The program targets chronically homeless veterans, Kazmarck said.
“If we have a newly returning soldier ... finding themselves on the street, we try to prioritize them,” she said. “But for the most part the program’s targeted to those on the street for a very long time.”
McNulty, a 61-year-old Navy veteran of the Vietnam War, said the problem with the vouchers — aside from the shortage of them — is that they block veterans with criminal records from federal housing.
“You could’ve been smoking pot when you got out of the service 40 years ago,” he said. “If you have a record that excludes you from public housing, that’s going to limit you.”
Vets also tend to have other special needs — including treatment for the physical and emotional scars of war — that make obtaining housing, public or otherwise, difficult.
“The minute you say ‘mental health,’ everybody goes, ‘Oh God, not here,’” he said. “A dark cloud hangs over that component.”
And the issue doesn’t begin and end with homelessness.
McNulty said vets who are living with friends and family members or in substandard housing aren’t tallied in the homeless statistics, but they, too, are in unstable situations.
If a veteran is forced to stay somewhere they don’t want to be, they are still homeless, he said.
“Say you’re stuck in your sister’s cellar, you should be counted,” he said. “That doesn’t mean you’re as bad off as some person on the street, but you’re not the captain of your own ship.”
The tenants at Veterans Point came from different backgrounds, but they all share similar stories of leaving one desperate situation for another.
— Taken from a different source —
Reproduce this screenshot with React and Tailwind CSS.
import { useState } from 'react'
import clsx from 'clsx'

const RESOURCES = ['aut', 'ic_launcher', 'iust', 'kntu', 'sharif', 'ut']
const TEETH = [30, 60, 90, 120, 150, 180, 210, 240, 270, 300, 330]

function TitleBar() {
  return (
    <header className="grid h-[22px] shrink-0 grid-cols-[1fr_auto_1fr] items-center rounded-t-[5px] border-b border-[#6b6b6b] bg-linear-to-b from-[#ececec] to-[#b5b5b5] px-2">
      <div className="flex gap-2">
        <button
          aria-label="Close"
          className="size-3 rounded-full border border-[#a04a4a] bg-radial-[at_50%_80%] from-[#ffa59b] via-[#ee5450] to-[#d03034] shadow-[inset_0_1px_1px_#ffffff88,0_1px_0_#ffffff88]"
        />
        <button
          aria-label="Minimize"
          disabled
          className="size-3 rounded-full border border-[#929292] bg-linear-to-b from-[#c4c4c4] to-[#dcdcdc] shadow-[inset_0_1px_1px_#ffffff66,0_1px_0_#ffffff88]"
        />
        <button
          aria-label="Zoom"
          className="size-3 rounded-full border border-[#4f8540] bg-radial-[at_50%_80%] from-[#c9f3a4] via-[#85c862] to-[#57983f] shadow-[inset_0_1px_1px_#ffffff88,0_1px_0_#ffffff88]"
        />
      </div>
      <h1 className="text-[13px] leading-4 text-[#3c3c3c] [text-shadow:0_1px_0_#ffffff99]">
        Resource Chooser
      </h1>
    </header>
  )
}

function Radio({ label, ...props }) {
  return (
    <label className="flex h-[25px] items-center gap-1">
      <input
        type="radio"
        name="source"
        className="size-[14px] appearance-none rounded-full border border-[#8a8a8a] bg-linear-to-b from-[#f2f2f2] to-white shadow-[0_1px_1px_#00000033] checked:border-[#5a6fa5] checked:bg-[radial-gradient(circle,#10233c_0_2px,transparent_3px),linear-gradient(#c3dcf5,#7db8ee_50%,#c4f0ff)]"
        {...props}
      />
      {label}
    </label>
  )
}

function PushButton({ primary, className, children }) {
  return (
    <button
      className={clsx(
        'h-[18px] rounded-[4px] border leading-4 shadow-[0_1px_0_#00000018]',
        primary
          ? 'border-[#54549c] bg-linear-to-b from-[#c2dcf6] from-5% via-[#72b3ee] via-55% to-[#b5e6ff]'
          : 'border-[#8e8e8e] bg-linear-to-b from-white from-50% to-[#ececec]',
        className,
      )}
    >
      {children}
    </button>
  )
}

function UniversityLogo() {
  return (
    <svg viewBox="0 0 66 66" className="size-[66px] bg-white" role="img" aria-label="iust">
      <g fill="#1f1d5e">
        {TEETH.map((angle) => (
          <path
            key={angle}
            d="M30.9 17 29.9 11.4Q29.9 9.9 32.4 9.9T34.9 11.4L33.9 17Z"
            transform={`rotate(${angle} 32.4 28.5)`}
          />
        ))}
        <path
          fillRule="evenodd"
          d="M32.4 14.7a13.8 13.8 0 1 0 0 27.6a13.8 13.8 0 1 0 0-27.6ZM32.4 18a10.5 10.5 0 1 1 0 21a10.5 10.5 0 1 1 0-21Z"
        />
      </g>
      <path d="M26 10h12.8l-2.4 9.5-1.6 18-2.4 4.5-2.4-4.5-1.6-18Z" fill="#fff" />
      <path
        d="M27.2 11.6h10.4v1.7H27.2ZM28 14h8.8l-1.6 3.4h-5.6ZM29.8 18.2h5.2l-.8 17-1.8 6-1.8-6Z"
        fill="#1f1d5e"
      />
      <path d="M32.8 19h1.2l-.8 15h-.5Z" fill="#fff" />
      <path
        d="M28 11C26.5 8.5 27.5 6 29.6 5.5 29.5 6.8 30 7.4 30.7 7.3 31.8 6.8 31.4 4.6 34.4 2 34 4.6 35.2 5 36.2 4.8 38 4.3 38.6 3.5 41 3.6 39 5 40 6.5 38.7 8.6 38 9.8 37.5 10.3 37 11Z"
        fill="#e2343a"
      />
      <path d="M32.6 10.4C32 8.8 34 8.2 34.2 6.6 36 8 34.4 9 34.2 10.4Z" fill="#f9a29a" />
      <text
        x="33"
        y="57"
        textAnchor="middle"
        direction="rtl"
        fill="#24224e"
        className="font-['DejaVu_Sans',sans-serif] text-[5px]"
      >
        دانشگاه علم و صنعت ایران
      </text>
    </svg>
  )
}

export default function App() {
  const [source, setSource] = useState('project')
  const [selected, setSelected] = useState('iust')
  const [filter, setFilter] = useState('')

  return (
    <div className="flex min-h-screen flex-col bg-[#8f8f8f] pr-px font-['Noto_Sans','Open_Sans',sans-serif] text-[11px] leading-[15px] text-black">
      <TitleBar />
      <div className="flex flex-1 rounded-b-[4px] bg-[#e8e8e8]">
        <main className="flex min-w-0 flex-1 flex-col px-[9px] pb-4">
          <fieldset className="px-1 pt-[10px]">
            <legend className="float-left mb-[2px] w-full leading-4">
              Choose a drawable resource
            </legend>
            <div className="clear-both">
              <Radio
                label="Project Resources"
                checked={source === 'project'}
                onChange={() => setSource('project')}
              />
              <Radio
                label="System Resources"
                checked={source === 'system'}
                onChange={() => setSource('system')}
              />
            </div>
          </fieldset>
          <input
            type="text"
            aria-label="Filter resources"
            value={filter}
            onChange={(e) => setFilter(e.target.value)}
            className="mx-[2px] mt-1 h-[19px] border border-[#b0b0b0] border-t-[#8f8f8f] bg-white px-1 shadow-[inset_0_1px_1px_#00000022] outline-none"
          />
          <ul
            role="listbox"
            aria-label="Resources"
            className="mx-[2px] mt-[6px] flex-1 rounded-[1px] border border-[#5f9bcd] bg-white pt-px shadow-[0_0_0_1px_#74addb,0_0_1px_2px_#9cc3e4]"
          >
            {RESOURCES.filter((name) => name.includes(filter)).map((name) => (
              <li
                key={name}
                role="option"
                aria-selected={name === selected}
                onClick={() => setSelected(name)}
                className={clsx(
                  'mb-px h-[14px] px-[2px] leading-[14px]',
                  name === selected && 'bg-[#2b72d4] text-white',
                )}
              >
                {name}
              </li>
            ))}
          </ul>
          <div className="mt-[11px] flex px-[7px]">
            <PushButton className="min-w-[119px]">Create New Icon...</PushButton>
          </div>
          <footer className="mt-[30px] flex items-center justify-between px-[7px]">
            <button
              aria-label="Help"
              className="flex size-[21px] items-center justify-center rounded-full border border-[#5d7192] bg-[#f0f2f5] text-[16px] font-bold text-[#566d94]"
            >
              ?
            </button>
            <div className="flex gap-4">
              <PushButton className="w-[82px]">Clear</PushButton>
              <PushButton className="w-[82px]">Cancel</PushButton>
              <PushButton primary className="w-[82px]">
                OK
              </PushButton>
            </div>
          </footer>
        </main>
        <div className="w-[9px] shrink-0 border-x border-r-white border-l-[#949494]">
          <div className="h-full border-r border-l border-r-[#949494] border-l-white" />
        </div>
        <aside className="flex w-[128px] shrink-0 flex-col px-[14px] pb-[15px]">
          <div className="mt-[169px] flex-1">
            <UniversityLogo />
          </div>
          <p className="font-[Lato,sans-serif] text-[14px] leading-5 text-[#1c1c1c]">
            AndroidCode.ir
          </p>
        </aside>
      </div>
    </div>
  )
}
They arrived at “The Point” after being forced to leave or sell a home due to the economy, fleeing a dangerous Philadelphia neighborhood, getting out of prior leases because of rat infestations or living with relatives who were themselves on shaky financial ground.
One organization supporting veterans on the brink is Catholic Charities of the Diocese of Camden. Since November, the organization has been providing case management and financial support through a $750,000 VA grant — in addition to private donations — through its “Ready, Vet, Go” program.
“Our program is specifically targeted to preventing low-income veterans and families from becoming homeless,” said Executive Director Kevin Hickey said.
It’s better to help those families stay in their homes than wait until they’re on the streets and need far more resources, Hickey said.
“Once a family or individual becomes homeless, there’s a certain inexorable march,” he said. “An accumulation of tough things are happening ... that make it increasingly difficult to pull them back out.”
Mike Sciullo, chairman of the Atlantic County Veterans Advisory Board, said the roots of the housing problem — a whole host of problems including mental health and unemployment — are difficult to address, said Sciullo, an 86-year-old WWII veteran.
“I honestly don’t have any idea at all” how to solve it, he said. “They’ve been talking about vets housing and the government has appropriated huge sums of money for it, yet we don’t see anything at all happening in our area.”
McNulty said there needs to be a holistic approach involving many different organizations and types of care because so many veterans have a host of other issues at play.
“It’s not all healthy guys dying to work, sitting around waiting,” he said. “You have vets with families, vets who are single moms — it’s not just G.I. Joe standing by ready to go.”